═════ Data

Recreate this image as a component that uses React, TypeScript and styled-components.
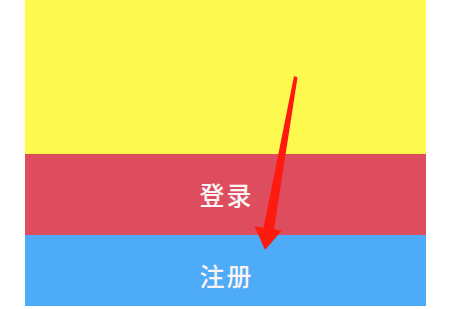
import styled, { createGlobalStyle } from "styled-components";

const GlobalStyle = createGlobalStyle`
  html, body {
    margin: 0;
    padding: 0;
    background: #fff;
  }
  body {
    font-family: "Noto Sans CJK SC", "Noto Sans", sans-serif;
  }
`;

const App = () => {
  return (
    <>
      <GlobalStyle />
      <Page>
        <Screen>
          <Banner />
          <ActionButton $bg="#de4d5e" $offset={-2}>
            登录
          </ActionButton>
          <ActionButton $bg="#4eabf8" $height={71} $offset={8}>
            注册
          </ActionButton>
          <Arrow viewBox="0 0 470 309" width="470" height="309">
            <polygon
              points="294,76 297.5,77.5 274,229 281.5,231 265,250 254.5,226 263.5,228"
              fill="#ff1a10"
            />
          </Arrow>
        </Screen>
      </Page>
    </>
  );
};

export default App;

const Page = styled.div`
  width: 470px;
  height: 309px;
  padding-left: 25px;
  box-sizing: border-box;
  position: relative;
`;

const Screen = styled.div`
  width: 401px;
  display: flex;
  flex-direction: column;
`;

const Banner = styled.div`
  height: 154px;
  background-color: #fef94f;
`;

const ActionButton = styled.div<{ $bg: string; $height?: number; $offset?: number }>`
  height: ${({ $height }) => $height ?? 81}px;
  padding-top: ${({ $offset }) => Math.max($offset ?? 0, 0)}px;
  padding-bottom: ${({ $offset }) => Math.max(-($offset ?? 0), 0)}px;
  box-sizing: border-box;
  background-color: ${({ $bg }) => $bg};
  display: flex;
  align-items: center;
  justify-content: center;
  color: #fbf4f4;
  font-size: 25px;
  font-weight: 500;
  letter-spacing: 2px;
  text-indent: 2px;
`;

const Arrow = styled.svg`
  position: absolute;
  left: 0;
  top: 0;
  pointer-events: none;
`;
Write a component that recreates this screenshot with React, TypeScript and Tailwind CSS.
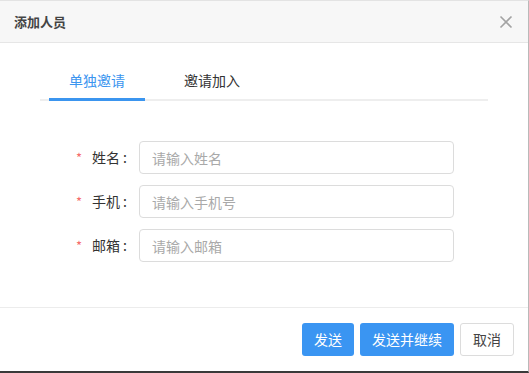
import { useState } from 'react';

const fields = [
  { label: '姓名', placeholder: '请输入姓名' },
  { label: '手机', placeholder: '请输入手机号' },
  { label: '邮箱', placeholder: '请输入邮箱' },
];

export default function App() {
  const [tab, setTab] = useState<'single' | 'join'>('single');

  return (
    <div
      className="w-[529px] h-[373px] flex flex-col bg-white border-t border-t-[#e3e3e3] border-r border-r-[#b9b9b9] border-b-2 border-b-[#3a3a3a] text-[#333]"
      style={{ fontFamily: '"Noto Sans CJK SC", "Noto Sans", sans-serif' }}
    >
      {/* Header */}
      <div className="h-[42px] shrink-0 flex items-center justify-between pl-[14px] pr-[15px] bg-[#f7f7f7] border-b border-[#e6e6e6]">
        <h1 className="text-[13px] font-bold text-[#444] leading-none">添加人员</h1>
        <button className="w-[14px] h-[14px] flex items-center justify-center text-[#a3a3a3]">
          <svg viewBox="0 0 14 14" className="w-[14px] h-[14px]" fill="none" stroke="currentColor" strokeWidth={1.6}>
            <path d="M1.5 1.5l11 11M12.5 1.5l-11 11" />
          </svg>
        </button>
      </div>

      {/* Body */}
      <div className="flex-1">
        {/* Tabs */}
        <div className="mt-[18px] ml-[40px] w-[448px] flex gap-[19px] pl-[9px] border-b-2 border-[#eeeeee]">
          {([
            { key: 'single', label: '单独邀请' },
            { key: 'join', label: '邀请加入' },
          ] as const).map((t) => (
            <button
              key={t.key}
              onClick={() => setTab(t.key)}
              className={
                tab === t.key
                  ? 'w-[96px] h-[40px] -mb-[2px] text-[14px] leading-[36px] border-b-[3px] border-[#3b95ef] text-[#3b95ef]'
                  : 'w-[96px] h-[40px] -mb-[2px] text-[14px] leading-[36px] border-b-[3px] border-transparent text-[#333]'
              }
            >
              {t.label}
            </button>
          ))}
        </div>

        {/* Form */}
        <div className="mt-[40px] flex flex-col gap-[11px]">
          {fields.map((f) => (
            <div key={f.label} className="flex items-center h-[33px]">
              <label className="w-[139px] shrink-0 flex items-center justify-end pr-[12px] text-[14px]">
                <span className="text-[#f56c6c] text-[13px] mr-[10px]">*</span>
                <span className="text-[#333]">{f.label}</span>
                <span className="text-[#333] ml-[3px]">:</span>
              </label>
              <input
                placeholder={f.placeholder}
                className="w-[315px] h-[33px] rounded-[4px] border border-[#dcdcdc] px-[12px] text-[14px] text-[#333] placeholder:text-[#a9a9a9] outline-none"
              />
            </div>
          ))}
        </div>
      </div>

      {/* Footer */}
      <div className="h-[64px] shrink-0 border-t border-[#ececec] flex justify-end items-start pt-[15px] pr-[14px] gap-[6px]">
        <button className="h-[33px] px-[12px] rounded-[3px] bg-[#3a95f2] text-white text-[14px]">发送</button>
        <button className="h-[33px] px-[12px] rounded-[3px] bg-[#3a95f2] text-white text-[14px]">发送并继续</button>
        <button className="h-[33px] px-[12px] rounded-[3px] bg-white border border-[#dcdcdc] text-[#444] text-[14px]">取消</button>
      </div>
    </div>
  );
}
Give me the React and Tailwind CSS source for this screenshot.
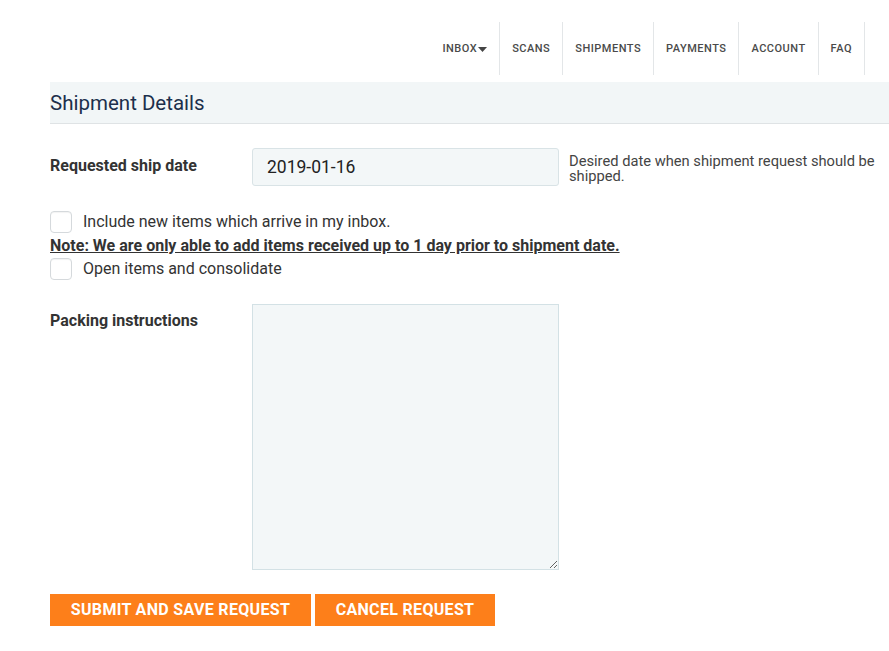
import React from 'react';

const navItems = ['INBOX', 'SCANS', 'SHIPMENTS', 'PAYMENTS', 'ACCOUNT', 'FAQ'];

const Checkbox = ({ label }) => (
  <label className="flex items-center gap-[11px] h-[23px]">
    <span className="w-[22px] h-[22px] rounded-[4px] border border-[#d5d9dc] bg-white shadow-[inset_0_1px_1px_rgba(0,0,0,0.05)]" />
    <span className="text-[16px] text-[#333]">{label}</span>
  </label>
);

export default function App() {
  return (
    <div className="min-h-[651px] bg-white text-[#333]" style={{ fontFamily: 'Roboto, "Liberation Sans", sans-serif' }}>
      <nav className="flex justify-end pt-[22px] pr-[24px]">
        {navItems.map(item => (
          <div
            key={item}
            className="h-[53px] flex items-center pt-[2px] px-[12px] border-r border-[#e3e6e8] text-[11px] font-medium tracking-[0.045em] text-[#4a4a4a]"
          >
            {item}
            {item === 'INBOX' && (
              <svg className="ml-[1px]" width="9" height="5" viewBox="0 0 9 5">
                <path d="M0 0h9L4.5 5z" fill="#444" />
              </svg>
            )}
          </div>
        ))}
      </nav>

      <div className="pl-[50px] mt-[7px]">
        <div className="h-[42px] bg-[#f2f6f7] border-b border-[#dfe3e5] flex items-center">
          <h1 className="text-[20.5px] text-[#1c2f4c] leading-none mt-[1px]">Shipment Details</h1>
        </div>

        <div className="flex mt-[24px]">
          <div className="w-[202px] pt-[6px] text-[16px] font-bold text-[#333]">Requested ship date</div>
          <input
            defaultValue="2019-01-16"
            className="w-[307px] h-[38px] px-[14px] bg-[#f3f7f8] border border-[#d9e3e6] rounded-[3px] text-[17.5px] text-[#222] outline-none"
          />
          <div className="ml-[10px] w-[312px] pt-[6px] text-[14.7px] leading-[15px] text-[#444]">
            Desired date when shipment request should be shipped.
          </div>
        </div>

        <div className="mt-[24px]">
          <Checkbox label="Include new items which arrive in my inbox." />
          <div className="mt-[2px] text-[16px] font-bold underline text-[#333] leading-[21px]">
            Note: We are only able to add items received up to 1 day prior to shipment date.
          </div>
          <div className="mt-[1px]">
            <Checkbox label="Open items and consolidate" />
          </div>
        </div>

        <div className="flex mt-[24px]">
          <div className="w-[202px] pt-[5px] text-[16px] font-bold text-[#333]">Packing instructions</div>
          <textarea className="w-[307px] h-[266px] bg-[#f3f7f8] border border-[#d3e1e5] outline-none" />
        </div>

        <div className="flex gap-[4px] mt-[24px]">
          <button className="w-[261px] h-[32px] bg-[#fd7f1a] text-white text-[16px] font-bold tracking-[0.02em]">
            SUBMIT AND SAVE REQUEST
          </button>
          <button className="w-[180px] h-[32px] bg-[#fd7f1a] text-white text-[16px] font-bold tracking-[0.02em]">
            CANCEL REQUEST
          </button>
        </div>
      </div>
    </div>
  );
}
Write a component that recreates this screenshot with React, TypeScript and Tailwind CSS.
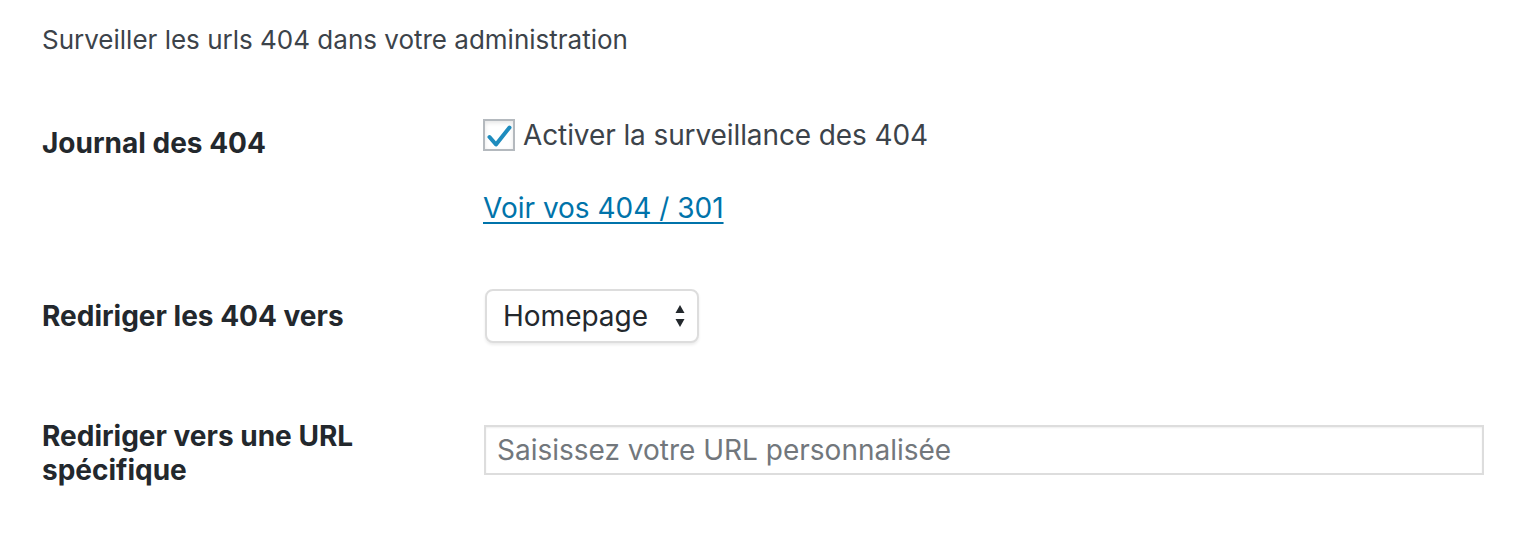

══════════

Given request
Among the entries above, locate the line with "Give me the" and the line with "['INBOX', 'SCANS', 'SHIPMENTS', 'PAYMENTS', 'ACCOUNT', 'FAQ'];". Give those two lines and all lines between them again, exactly, leaving out the pictures.

Task solution
Give me the React and Tailwind CSS source for this screenshot.
import React from 'react';

const navItems = ['INBOX', 'SCANS', 'SHIPMENTS', 'PAYMENTS', 'ACCOUNT', 'FAQ'];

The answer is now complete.